Desde el relativismo se establece a sus anchas el desmadre intelectual y moral que impide el discernimiento: de lo correcto o incorrecto; de lo que es relevante y de lo que es banal; de lo que es apremiante competencia del Estado a lo que es puro intervencionismo. Un representante paradigmático del fanatismo por la vía del relativismo a ultranza lo tenemos en España en el actual presidente del gobierno.
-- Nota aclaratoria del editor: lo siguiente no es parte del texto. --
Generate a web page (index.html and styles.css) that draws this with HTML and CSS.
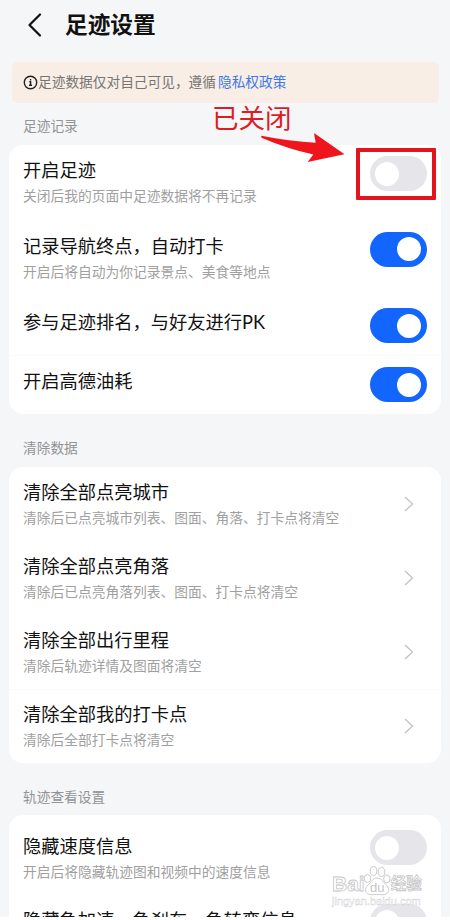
FILE: index.html
```html
<!DOCTYPE html>
<html lang="zh-CN">
<head>
    <meta charset="UTF-8">
    <meta name="viewport" content="width=device-width, initial-scale=1.0">
    <title>足迹设置</title>
    <link rel="stylesheet" href="styles.css">
</head>
<body>

<div class="screen">
    <!-- 顶部 -->
    <header class="header">
        <svg class="back" width="16" height="26" viewBox="0 0 16 26"><path d="M14 2.5 3.5 13 14 23.5"/></svg>
        <h1>足迹设置</h1>
    </header>

    <!-- 隐私提示 -->
    <div class="notice">
        <svg class="info" width="15" height="15" viewBox="0 0 15 15"><circle cx="7.5" cy="7.5" r="6.2"/><path d="M6.3 6.8h1.3v3.2M6 10.3h3M6.9 4.7h1.3"/></svg>
        <span>足迹数据仅对自己可见，遵循</span>
        <a class="link">隐私权政策</a>
    </div>

    <!-- 足迹记录 -->
    <h2 class="label">足迹记录</h2>
    <section class="card">
        <div class="row tall">
            <div class="text">
                <div class="title">开启足迹</div>
                <div class="desc">关闭后我的页面中足迹数据将不再记录</div>
            </div>
            <div class="switch"></div>
        </div>
        <div class="row tall">
            <div class="text">
                <div class="title">记录导航终点，自动打卡</div>
                <div class="desc">开启后将自动为你记录景点、美食等地点</div>
            </div>
            <div class="switch on"></div>
        </div>
        <div class="row short">
            <div class="title">参与足迹排名，与好友进行<span class="latin">PK</span></div>
            <div class="switch on"></div>
        </div>
        <div class="row short line">
            <div class="title">开启高德油耗</div>
            <div class="switch on"></div>
        </div>
    </section>

    <!-- 清除数据 -->
    <h2 class="label label-clear">清除数据</h2>
    <section class="card">
        <div class="row">
            <div class="text">
                <div class="title">清除全部点亮城市</div>
                <div class="desc">清除后已点亮城市列表、图面、角落、打卡点将清空</div>
            </div>
            <svg class="arrow" width="10" height="16" viewBox="0 0 10 16"><path d="M1 1l7.5 7L1 15"/></svg>
        </div>
        <div class="row">
            <div class="text">
                <div class="title">清除全部点亮角落</div>
                <div class="desc">清除后已点亮角落列表、图面、打卡点将清空</div>
            </div>
            <svg class="arrow" width="10" height="16" viewBox="0 0 10 16"><path d="M1 1l7.5 7L1 15"/></svg>
        </div>
        <div class="row">
            <div class="text">
                <div class="title">清除全部出行里程</div>
                <div class="desc">清除后轨迹详情及图面将清空</div>
            </div>
            <svg class="arrow" width="10" height="16" viewBox="0 0 10 16"><path d="M1 1l7.5 7L1 15"/></svg>
        </div>
        <div class="row line">
            <div class="text">
                <div class="title">清除全部我的打卡点</div>
                <div class="desc">清除后全部打卡点将清空</div>
            </div>
            <svg class="arrow" width="10" height="16" viewBox="0 0 10 16"><path d="M1 1l7.5 7L1 15"/></svg>
        </div>
    </section>

    <!-- 轨迹查看设置 -->
    <h2 class="label label-track">轨迹查看设置</h2>
    <section class="card card-track">
        <div class="row">
            <div class="text">
                <div class="title">隐藏速度信息</div>
                <div class="desc">开启后将隐藏轨迹图和视频中的速度信息</div>
            </div>
            <div class="switch"></div>
        </div>
        <div class="row">
            <div class="text">
                <div class="title">隐藏急加速、急刹车、急转弯信息</div>
            </div>
            <div class="switch"></div>
        </div>
    </section>

    <!-- 标注 -->
    <div class="mark-text">已关闭</div>
    <svg class="mark-arrow" width="86" height="32" viewBox="0 0 86 32"><path d="M1.5 4.7Q.5 6 2 7Q28 18 53.3 23.5L47.7 31 84.5 23.3 54 2l1.7 9.7Q30 10.500 1.500 4.700z"/></svg>
    <div class="mark-box"></div>

    <!-- 水印 -->
    <div class="watermark">
        <div class="brand">
            <span>Bai</span>
            <svg width="28" height="30" viewBox="0 0 28 30">
                <ellipse cx="4.500" cy="12.500" rx="3.200" ry="4"/>
                <ellipse cx="10.500" cy="5" rx="3.300" ry="4.500"/>
                <ellipse cx="18.500" cy="6" rx="3.300" ry="4.500"/>
                <ellipse cx="23.800" cy="13" rx="3.200" ry="4"/>
                <path d="M14 12C9.500 12 9 16 5 19 1 22.500 2 28.700 8 28.700c4 0 8-.6 11 0 6.500.5 8.500-5 5-9C20 16.500 19 12 14 12z"/>
                <text x="7" y="26">du</text>
            </svg>
            <span class="brand-cn">经验</span>
        </div>
        <div class="site">jingyan.baidu.com</div>
    </div>
</div>

</body>
</html>
```
FILE: styles.css
```css
body {
    margin: 0;
    background-color: #fff;
    font-family: "Noto Sans CJK SC", sans-serif;
    color: #111;
}

.screen {
    position: relative;
    width: 450px;
    height: 917px;
    overflow: hidden;
    background-color: #f5f6f8;
}

.header {
    display: flex;
    align-items: center;
    height: 49px;
    padding-left: 26px;
    margin-bottom: 13px;
}

.back {
    fill: none;
    stroke: #111;
    stroke-width: 2.2;
    stroke-linecap: round;
    stroke-linejoin: round;
}

.header h1 {
    margin: 0 0 1px 23px;
    font-size: 22.7px;
    font-weight: 700;
    line-height: 30px;
}

.notice {
    display: flex;
    align-items: center;
    box-sizing: border-box;
    height: 41px;
    margin: 0 11px 0 12px;
    padding: 0 0 3px 11px;
    border-radius: 5px;
    background-color: #f8eee6;
    font-size: 13.7px;
    color: #777472;
}

.info {
    margin-top: 2px;
    fill: none;
    stroke: #222;
    stroke-width: 1.4;
}

.link {
    margin-left: 2px;
    color: #3c78e6;
}

.label {
    margin: 12px 0 10px 23px;
    font-size: 13.7px;
    font-weight: 400;
    line-height: 20px;
    color: #929395;
}

.label-clear {
    margin: 23px 0 10px 23px;
}

.label-track {
    margin: 23px 0 9px 23px;
}

.card {
    margin: 0 9px;
    border-radius: 14px;
    background-color: #fff;
}

.card-track {
    padding-top: 6px;
}

.row {
    display: flex;
    justify-content: space-between;
    align-items: flex-start;
    box-sizing: border-box;
    height: 74px;
    padding: 12px 14px 0;
}

.tall {
    height: 75.5px;
}

.short {
    height: 59px;
    padding-top: 13px;
}

.title {
    font-size: 18.25px;
    line-height: 25px;
    white-space: nowrap;
}

.latin {
    font-family: Lato, sans-serif;
}

.line {
    box-shadow: inset 0 1px #fbfbfb;
}

.desc {
    margin-top: 2px;
    font-size: 13.75px;
    line-height: 22px;
    color: #a0a0a0;
    white-space: nowrap;
}

.switch {
    flex: none;
    box-sizing: border-box;
    width: 57px;
    height: 35px;
    padding: 5.5px;
    border-radius: 18px;
    background-color: #e5e5ea;
}

.short .switch {
    margin-top: -1px;
}

.tall .switch {
    margin-top: -1px;
}

.card-track .switch {
    margin-top: -3px;
}

.switch::before {
    content: "";
    display: block;
    width: 24px;
    height: 24px;
    margin-left: -0.5px;
    border-radius: 50%;
    background-color: #fff;
}

.switch.on {
    background-color: #1266fe;
}

.switch.on::before {
    margin-left: 21.5px;
}

.arrow {
    margin: 17px 13px 0 0;
    fill: none;
    stroke: #c2c2c2;
    stroke-width: 1.3;
}

/* 标注和水印 */
.mark-text {
    position: absolute;
    left: 212px;
    top: 98px;
    font-size: 26.5px;
    line-height: 38px;
    color: #e01b24;
}

.mark-arrow {
    position: absolute;
    left: 260px;
    top: 131px;
    fill: #ef151d;
}

.mark-box {
    position: absolute;
    left: 356px;
    top: 148px;
    box-sizing: border-box;
    width: 80px;
    height: 52px;
    border: 4px solid #e3141e;
    border-radius: 1px;
}

.watermark {
    position: absolute;
    left: 332px;
    top: 866px;
    width: 92px;
    font-family: "Liberation Sans", "Noto Sans CJK SC", sans-serif;
    color: #fff;
}

.brand {
    display: flex;
    align-items: flex-end;
    height: 30px;
    font-size: 21px;
    font-weight: 700;
    line-height: 25px;
    -webkit-text-stroke: 0.8px #c6c6c8;
}

.brand svg {
    flex: none;
    margin-left: -2px;
    fill: #fff;
    stroke: #c6c6c8;
    stroke-width: 0.9;
}

.brand text {
    font-size: 13px;
    font-weight: 400;
    fill: #c6c6c8;
    stroke: none;
    -webkit-text-stroke: 0;
}

.brand-cn {
    font-size: 15.5px;
    white-space: nowrap;
}

.site {
    margin-top: -1px;
    font-size: 11px;
    line-height: 13px;
    -webkit-text-stroke: 0.4px #d0d0d2;
}
```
Defensor incondicional del «todo vale», «todo depende», «todo es respetable», «todo es negociable», «las ideas no son condenables», … que es capaz de declarar rotundamente un compromiso y desdecirse en un lapso de 24 horas -siendo generosos-. Y es que desde el relativismo la realidad se tambalea. Una sociedad en la que se relativiza la realidad más evidente es una sociedad manipulable, sin resortes, sin tan siquiera la referencia con la realidad, que ya es el colmo. El error o la mentira (es decir, la no verdad) podrán ser facilones, podrán ser cómodos, incluso podrán ser «vendibles», pero nunca serán convincentes.
Recordando al poeta británico John Keats cuando escribía a principios del XIX: «Los fanáticos tienen sus ensueños, con los que forjan un paraíso para sus sectas». En nuestro tiempo algunos fanáticos continúan alimentando sus fantasías pero es dudoso que piensen en otros, incluidos los de sus sectas.